• _SUPPLIED INFORMATION_:
-------------------------

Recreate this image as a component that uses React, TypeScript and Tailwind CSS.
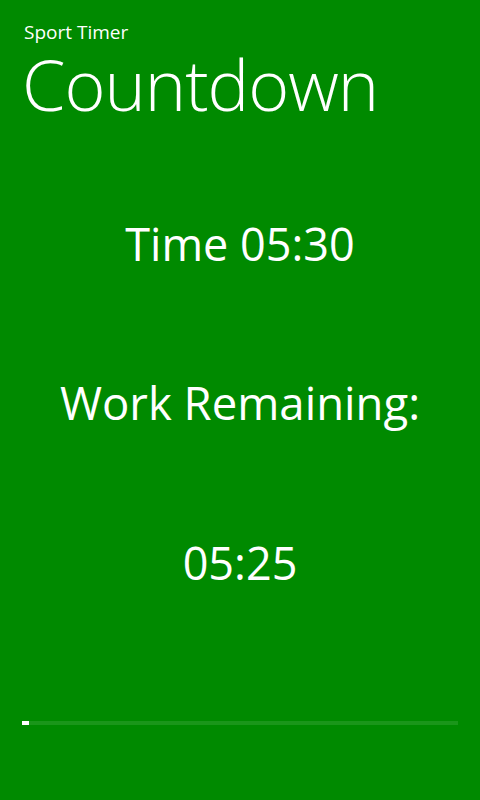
import React from "react";

export default function App() {
  const progress = 7 / 436;
  return (
    <div
      className="w-[480px] h-[800px] bg-[#008a00] text-white flex flex-col overflow-hidden"
      style={{ fontFamily: '"Open Sans", "Noto Sans", sans-serif' }}
    >
      <div className="pl-[24px] pt-[19px]">
        <div className="text-[19px] leading-[26px] font-normal">Sport Timer</div>
        <div className="text-[70px] leading-[78px] font-light -ml-[2px] tracking-[-1px]">Countdown</div>
      </div>
      <div className="flex flex-col items-center">
        <div className="mt-[89px] h-[64px] text-[45px] leading-[64px]">Time 05:30</div>
        <div className="mt-[94px] h-[64px] text-[45.5px] leading-[64px]">Work Remaining:</div>
        <div className="mt-[97px] h-[64px] text-[45px] leading-[64px]">05:25</div>
      </div>
      <div className="mt-[126px] mx-[22px] h-[4px] bg-[#1a961a] flex">
        <div className="h-full bg-white" style={{ width: `${progress * 100}%` }} />
      </div>
    </div>
  );
}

-------------------------

• _TASK REQUIREMENTS_: Omit the pictures, then repeat exactly each line from the beginning of the listing through the line with "import React from".

• _CORRECT RESPONSE_:
Recreate this image as a component that uses React, TypeScript and Tailwind CSS.
import React from "react";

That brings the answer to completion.